▶ [Given problem] Reproduce the full listing below unchanged, apart from the pictures.

▶ [Provided material]
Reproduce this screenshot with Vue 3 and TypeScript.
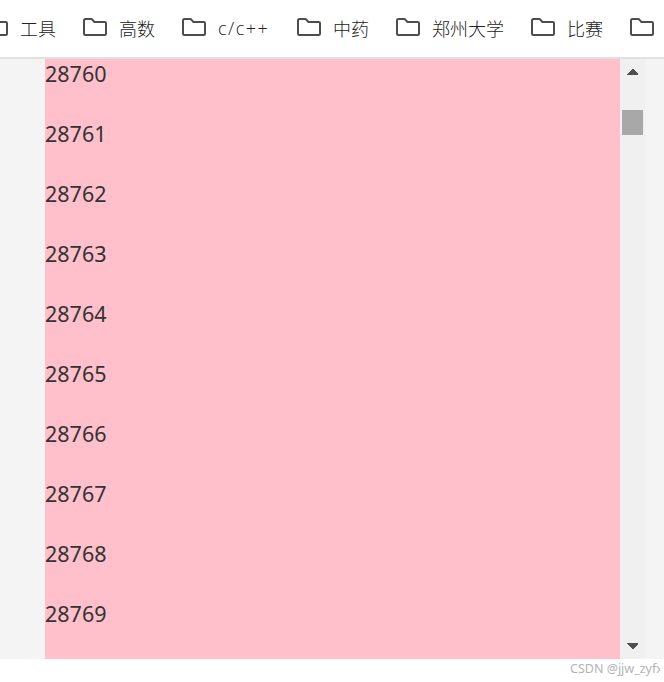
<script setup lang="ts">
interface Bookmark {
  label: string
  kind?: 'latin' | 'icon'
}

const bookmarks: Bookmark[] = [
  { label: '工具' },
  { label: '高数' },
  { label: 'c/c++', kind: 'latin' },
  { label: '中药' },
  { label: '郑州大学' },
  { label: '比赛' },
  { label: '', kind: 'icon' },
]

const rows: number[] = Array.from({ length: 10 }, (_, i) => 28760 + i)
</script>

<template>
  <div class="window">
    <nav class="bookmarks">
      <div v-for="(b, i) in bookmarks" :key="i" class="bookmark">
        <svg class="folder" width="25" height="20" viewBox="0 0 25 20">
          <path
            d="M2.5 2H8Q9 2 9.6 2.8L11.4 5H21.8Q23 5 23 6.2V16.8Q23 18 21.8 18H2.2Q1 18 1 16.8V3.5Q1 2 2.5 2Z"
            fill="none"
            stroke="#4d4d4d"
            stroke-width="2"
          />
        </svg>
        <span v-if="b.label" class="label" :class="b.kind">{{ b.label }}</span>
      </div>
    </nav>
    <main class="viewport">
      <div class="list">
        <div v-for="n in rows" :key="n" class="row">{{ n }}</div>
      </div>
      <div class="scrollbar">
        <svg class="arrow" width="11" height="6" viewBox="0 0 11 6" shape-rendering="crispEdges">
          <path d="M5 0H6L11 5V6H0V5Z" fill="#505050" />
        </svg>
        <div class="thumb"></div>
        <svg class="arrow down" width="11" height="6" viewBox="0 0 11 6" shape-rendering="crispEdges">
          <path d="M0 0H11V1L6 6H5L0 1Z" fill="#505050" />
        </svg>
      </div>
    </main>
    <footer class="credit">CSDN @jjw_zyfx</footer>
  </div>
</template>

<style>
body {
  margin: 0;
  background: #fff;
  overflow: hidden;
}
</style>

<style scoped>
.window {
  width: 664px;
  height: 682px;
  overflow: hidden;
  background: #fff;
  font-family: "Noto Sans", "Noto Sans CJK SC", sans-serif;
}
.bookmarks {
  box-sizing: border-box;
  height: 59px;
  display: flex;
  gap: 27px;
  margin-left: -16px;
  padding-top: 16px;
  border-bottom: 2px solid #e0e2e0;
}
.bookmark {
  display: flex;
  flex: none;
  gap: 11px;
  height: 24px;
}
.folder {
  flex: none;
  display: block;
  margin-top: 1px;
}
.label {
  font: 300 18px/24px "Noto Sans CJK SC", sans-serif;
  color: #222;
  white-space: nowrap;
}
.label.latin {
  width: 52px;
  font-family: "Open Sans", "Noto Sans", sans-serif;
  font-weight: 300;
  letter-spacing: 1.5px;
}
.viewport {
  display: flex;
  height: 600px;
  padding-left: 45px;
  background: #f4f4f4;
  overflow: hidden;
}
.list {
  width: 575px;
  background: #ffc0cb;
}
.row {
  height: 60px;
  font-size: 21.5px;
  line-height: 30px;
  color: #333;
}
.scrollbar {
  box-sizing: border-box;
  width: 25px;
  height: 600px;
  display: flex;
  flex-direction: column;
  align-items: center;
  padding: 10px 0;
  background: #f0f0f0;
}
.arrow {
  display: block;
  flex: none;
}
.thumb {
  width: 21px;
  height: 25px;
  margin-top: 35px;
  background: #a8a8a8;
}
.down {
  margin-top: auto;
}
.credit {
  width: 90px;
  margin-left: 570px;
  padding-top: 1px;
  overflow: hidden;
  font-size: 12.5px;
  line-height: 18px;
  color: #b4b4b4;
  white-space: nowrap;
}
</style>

▶ [Answer for this exercise]
Reproduce this screenshot with Vue 3 and TypeScript.
<script setup lang="ts">
interface Bookmark {
  label: string
  kind?: 'latin' | 'icon'
}

const bookmarks: Bookmark[] = [
  { label: '工具' },
  { label: '高数' },
  { label: 'c/c++', kind: 'latin' },
  { label: '中药' },
  { label: '郑州大学' },
  { label: '比赛' },
  { label: '', kind: 'icon' },
]

const rows: number[] = Array.from({ length: 10 }, (_, i) => 28760 + i)
</script>

<template>
  <div class="window">
    <nav class="bookmarks">
      <div v-for="(b, i) in bookmarks" :key="i" class="bookmark">
        <svg class="folder" width="25" height="20" viewBox="0 0 25 20">
          <path
            d="M2.5 2H8Q9 2 9.6 2.8L11.4 5H21.8Q23 5 23 6.2V16.8Q23 18 21.8 18H2.2Q1 18 1 16.8V3.5Q1 2 2.5 2Z"
            fill="none"
            stroke="#4d4d4d"
            stroke-width="2"
          />
        </svg>
        <span v-if="b.label" class="label" :class="b.kind">{{ b.label }}</span>
      </div>
    </nav>
    <main class="viewport">
      <div class="list">
        <div v-for="n in rows" :key="n" class="row">{{ n }}</div>
      </div>
      <div class="scrollbar">
        <svg class="arrow" width="11" height="6" viewBox="0 0 11 6" shape-rendering="crispEdges">
          <path d="M5 0H6L11 5V6H0V5Z" fill="#505050" />
        </svg>
        <div class="thumb"></div>
        <svg class="arrow down" width="11" height="6" viewBox="0 0 11 6" shape-rendering="crispEdges">
          <path d="M0 0H11V1L6 6H5L0 1Z" fill="#505050" />
        </svg>
      </div>
    </main>
    <footer class="credit">CSDN @jjw_zyfx</footer>
  </div>
</template>

<style>
body {
  margin: 0;
  background: #fff;
  overflow: hidden;
}
</style>

<style scoped>
.window {
  width: 664px;
  height: 682px;
  overflow: hidden;
  background: #fff;
  font-family: "Noto Sans", "Noto Sans CJK SC", sans-serif;
}
.bookmarks {
  box-sizing: border-box;
  height: 59px;
  display: flex;
  gap: 27px;
  margin-left: -16px;
  padding-top: 16px;
  border-bottom: 2px solid #e0e2e0;
}
.bookmark {
  display: flex;
  flex: none;
  gap: 11px;
  height: 24px;
}
.folder {
  flex: none;
  display: block;
  margin-top: 1px;
}
.label {
  font: 300 18px/24px "Noto Sans CJK SC", sans-serif;
  color: #222;
  white-space: nowrap;
}
.label.latin {
  width: 52px;
  font-family: "Open Sans", "Noto Sans", sans-serif;
  font-weight: 300;
  letter-spacing: 1.5px;
}
.viewport {
  display: flex;
  height: 600px;
  padding-left: 45px;
  background: #f4f4f4;
  overflow: hidden;
}
.list {
  width: 575px;
  background: #ffc0cb;
}
.row {
  height: 60px;
  font-size: 21.5px;
  line-height: 30px;
  color: #333;
}
.scrollbar {
  box-sizing: border-box;
  width: 25px;
  height: 600px;
  display: flex;
  flex-direction: column;
  align-items: center;
  padding: 10px 0;
  background: #f0f0f0;
}
.arrow {
  display: block;
  flex: none;
}
.thumb {
  width: 21px;
  height: 25px;
  margin-top: 35px;
  background: #a8a8a8;
}
.down {
  margin-top: auto;
}
.credit {
  width: 90px;
  margin-left: 570px;
  padding-top: 1px;
  overflow: hidden;
  font-size: 12.5px;
  line-height: 18px;
  color: #b4b4b4;
  white-space: nowrap;
}
</style>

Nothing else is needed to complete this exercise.